Direction
Copy every line of the records below where the word "index" occurs.

Supplied records

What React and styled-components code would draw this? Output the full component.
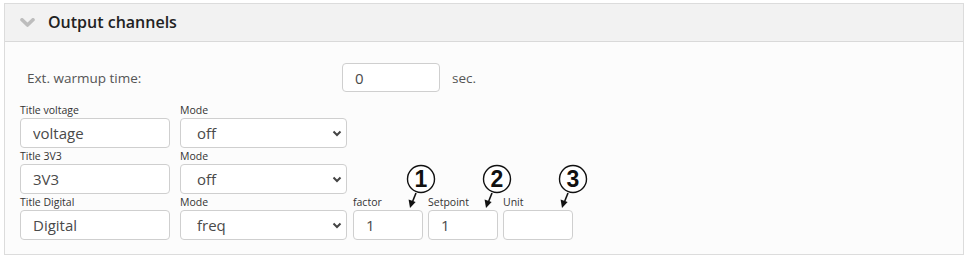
...
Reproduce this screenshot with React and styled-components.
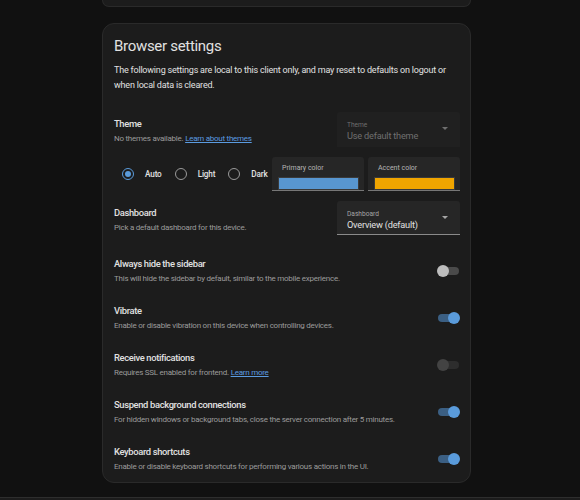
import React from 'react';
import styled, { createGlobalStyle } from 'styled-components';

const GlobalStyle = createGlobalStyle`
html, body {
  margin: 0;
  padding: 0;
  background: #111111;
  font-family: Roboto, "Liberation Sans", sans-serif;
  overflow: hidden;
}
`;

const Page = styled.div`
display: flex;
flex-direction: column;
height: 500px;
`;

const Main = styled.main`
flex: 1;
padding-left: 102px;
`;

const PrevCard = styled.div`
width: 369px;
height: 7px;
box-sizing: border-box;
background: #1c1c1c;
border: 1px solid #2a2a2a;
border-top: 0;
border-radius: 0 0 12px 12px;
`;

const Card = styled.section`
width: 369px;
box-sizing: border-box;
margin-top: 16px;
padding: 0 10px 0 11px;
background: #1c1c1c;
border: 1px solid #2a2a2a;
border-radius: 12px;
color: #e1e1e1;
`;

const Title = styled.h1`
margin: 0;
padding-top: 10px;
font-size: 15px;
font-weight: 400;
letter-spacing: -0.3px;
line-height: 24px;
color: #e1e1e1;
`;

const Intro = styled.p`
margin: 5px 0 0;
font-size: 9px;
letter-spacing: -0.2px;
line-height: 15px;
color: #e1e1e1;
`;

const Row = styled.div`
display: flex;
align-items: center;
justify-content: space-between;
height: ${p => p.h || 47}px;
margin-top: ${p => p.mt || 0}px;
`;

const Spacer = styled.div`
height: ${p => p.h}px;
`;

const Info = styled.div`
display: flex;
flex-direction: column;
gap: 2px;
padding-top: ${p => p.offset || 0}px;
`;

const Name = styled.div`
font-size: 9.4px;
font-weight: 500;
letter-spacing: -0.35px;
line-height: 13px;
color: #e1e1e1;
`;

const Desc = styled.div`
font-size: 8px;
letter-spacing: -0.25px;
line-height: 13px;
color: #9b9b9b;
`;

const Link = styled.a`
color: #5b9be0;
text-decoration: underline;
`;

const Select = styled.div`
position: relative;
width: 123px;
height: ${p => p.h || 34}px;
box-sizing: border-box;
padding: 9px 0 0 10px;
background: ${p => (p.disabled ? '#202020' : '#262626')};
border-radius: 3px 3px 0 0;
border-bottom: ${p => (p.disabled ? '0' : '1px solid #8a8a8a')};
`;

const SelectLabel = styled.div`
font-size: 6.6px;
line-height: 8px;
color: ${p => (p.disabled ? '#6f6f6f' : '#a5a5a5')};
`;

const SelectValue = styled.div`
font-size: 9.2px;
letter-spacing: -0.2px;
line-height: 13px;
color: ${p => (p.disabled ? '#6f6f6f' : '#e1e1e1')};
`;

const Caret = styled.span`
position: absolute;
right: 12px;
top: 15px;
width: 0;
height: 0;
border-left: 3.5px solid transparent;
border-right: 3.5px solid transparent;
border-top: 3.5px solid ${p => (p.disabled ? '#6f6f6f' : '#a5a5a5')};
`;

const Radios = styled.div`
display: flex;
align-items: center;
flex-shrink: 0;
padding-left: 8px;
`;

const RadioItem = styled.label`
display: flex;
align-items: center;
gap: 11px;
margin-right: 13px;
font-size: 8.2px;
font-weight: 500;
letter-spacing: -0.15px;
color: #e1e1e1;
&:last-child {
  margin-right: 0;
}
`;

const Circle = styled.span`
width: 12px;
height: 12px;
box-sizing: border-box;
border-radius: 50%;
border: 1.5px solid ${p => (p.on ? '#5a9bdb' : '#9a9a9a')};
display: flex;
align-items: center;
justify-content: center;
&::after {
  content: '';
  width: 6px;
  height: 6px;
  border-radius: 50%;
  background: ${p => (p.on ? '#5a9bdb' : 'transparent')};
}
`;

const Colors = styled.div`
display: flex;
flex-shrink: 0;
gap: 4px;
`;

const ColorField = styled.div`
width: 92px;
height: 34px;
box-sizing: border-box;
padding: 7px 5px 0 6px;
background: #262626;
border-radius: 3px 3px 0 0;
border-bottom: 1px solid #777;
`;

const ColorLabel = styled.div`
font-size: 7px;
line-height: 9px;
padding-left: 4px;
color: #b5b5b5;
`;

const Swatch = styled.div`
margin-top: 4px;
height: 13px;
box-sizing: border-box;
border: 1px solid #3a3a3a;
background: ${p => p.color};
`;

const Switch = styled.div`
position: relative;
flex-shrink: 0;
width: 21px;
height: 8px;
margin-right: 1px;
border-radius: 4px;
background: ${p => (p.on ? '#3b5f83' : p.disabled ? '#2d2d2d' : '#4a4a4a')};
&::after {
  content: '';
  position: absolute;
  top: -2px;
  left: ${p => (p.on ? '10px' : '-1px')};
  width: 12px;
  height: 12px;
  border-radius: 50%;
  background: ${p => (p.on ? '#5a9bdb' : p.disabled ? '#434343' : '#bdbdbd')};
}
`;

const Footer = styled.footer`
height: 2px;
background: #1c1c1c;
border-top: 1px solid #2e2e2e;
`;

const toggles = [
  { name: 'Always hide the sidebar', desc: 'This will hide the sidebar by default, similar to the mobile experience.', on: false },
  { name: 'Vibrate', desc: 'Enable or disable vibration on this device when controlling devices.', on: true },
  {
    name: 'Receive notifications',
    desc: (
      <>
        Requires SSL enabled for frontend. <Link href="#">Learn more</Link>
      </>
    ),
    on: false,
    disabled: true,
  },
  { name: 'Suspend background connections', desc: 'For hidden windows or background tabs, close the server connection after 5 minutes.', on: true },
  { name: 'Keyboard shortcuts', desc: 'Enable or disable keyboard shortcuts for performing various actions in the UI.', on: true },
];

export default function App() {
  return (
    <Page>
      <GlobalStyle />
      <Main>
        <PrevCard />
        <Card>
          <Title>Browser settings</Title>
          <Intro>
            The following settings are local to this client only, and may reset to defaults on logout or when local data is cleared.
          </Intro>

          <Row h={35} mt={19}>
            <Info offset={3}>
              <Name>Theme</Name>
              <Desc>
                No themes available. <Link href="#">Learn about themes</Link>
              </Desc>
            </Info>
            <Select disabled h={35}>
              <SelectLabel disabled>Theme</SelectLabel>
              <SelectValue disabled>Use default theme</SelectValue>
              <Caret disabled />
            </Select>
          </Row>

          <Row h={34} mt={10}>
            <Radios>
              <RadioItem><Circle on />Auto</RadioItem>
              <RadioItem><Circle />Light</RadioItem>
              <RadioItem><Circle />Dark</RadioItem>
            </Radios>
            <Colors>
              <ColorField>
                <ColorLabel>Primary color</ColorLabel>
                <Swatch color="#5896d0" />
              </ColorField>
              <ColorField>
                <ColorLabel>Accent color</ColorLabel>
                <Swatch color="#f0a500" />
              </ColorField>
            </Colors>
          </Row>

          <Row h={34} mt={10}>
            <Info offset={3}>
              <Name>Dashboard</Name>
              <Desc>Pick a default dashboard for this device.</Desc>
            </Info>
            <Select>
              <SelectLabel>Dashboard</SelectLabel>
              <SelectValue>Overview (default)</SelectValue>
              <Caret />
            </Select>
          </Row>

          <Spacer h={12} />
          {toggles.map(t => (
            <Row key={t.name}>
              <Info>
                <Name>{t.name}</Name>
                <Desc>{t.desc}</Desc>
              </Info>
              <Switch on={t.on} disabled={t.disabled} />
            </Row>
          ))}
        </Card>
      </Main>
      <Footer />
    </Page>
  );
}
---
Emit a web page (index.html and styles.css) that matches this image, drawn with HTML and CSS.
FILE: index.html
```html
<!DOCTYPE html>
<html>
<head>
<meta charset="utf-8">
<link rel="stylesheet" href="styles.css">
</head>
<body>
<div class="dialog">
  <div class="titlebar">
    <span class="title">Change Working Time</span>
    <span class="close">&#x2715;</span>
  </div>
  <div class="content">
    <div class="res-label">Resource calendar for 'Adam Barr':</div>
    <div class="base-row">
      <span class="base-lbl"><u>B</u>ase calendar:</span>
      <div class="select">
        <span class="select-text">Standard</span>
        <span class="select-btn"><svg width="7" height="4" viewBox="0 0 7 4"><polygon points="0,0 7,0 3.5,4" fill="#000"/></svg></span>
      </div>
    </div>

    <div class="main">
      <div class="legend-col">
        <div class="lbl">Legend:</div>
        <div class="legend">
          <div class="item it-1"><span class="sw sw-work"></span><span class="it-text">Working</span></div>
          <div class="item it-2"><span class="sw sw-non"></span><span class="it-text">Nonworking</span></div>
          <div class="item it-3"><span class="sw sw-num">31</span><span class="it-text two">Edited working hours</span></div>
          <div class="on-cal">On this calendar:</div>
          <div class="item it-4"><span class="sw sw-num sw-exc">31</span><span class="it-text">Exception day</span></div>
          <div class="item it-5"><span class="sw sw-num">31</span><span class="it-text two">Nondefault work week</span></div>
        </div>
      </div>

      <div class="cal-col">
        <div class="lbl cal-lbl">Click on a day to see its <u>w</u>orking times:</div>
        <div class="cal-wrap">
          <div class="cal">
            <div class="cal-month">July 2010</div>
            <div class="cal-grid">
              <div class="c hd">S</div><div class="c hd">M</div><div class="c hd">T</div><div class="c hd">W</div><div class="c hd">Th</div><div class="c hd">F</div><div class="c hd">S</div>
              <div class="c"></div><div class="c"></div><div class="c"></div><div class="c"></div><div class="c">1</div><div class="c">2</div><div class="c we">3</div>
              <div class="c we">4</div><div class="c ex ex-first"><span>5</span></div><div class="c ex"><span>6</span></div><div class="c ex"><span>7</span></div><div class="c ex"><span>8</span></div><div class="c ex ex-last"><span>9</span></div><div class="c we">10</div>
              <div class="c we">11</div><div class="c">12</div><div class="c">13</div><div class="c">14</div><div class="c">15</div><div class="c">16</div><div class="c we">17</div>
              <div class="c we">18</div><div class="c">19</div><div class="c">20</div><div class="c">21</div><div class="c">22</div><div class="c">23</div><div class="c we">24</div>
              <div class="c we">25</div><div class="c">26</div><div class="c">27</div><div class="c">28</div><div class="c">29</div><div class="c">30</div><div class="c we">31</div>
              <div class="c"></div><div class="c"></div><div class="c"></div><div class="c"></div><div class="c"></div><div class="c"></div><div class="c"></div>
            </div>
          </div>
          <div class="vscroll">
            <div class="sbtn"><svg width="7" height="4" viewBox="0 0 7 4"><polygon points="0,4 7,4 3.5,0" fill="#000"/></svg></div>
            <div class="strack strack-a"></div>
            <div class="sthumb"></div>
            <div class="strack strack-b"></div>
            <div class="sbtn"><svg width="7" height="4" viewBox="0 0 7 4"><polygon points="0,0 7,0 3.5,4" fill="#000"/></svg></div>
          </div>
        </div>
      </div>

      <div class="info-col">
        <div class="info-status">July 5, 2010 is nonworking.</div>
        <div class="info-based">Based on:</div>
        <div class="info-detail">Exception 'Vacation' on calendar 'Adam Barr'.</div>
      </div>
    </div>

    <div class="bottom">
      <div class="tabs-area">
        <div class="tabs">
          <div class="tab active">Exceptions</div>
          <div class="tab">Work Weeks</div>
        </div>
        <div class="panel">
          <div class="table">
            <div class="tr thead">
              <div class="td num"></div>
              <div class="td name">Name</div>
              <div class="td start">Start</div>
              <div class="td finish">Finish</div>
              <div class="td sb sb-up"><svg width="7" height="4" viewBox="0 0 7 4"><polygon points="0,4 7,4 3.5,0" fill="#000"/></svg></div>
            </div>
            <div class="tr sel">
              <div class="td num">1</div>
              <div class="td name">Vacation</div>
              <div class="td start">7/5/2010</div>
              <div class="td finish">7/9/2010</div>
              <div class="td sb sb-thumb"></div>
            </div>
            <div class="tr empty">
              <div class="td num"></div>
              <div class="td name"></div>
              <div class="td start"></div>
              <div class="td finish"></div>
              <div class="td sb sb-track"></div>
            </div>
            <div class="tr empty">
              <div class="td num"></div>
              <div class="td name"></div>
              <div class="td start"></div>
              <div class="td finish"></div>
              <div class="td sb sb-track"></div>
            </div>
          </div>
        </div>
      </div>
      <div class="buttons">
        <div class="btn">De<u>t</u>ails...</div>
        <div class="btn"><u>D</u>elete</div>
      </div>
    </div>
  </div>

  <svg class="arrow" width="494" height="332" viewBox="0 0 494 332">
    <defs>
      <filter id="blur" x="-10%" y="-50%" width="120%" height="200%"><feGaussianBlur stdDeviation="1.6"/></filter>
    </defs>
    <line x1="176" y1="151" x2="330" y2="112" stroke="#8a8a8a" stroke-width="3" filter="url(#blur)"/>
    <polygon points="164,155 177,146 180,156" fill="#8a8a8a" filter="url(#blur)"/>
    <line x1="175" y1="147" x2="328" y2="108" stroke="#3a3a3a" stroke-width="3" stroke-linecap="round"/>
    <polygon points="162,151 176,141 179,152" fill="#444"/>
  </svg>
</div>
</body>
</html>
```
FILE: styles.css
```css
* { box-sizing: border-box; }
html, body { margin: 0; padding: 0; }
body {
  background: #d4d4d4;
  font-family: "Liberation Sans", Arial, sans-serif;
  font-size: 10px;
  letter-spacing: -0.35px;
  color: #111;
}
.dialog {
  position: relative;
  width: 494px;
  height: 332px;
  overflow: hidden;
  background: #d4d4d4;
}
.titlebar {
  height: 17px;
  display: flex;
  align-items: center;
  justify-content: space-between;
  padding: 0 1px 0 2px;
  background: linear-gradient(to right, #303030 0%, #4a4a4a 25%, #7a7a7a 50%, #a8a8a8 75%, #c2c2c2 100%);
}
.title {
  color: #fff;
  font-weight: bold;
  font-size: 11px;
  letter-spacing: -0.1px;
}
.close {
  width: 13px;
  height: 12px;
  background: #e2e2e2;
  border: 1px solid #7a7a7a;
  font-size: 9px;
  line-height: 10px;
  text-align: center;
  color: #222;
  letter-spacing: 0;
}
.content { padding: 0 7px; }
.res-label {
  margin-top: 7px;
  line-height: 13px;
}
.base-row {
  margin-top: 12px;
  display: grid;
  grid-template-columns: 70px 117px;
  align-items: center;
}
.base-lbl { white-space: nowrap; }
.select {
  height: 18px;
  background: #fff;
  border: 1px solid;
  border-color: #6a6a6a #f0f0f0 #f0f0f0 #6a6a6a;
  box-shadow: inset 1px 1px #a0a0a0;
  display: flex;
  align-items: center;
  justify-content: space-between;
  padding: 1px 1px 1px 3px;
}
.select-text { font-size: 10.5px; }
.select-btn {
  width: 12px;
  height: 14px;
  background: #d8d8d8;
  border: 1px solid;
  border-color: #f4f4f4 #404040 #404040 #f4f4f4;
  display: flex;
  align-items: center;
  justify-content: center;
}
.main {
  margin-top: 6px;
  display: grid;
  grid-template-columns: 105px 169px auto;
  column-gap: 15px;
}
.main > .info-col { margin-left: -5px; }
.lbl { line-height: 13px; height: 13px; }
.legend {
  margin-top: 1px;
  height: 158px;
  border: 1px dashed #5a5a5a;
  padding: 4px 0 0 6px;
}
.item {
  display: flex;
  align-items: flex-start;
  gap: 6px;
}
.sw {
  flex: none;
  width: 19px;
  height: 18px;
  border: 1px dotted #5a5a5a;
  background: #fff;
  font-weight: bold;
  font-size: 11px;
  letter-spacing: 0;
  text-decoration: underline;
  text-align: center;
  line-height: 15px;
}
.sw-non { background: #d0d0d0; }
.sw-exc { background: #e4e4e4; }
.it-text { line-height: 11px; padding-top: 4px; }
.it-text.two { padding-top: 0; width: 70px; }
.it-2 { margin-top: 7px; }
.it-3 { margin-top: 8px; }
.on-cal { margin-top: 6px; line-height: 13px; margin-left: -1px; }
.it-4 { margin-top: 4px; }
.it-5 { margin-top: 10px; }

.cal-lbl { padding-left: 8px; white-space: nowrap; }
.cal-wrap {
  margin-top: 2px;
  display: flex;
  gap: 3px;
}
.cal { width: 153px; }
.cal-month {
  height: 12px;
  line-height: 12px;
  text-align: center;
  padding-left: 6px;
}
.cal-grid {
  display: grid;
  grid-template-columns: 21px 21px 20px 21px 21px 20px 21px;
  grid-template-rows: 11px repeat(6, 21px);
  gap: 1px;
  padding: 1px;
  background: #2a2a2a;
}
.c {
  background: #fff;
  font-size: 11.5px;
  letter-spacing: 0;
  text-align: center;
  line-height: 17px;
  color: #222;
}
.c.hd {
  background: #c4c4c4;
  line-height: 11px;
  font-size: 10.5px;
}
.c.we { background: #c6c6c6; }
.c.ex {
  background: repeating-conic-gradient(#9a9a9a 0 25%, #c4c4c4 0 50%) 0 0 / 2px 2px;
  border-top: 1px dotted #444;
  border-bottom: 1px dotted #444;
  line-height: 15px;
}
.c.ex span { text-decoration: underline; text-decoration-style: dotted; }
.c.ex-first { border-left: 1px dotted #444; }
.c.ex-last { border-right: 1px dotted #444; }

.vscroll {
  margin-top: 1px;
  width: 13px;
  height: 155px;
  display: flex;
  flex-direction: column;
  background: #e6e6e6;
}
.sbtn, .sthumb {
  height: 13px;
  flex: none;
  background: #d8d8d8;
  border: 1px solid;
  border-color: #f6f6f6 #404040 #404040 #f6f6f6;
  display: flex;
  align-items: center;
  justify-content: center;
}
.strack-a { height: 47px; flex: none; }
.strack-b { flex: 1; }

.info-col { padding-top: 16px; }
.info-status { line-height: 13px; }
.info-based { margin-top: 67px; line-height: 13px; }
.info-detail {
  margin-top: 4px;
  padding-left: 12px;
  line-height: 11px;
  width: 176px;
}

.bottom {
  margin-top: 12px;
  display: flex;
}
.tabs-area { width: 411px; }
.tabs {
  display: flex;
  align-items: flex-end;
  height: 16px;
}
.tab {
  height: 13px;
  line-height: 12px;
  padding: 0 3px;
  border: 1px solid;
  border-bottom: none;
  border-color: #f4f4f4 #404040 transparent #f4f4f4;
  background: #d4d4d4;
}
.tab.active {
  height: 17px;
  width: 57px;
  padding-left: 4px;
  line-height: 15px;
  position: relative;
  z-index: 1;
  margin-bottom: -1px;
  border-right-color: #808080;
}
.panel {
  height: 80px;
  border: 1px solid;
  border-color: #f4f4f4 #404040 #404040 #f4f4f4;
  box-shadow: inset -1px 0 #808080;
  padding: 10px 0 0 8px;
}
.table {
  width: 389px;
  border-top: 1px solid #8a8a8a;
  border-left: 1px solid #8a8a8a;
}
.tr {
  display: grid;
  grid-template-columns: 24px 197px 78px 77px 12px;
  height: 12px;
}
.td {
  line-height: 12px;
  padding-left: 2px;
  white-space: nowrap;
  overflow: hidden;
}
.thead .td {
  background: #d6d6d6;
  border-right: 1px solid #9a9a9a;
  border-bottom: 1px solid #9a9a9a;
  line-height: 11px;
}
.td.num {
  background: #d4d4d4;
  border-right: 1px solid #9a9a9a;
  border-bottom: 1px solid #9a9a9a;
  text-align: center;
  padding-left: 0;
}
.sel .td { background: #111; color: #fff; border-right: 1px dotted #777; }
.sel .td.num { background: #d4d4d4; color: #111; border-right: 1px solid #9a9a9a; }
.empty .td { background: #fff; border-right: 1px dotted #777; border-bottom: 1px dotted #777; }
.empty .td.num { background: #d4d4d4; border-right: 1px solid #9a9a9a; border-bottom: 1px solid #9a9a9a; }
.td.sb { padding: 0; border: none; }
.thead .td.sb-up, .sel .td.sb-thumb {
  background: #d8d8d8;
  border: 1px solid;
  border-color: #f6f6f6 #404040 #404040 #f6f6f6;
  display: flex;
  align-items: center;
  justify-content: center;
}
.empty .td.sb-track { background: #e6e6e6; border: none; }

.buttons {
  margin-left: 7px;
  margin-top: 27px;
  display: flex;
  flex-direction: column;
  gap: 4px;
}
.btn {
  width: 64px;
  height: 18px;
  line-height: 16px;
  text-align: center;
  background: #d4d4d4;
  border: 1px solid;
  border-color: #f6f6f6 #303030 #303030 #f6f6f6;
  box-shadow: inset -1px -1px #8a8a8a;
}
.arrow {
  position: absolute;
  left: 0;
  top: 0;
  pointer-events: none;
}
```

Exercise solution
Emit a web page (index.html and styles.css) that matches this image, drawn with HTML and CSS.
FILE: index.html
  z-index: 1;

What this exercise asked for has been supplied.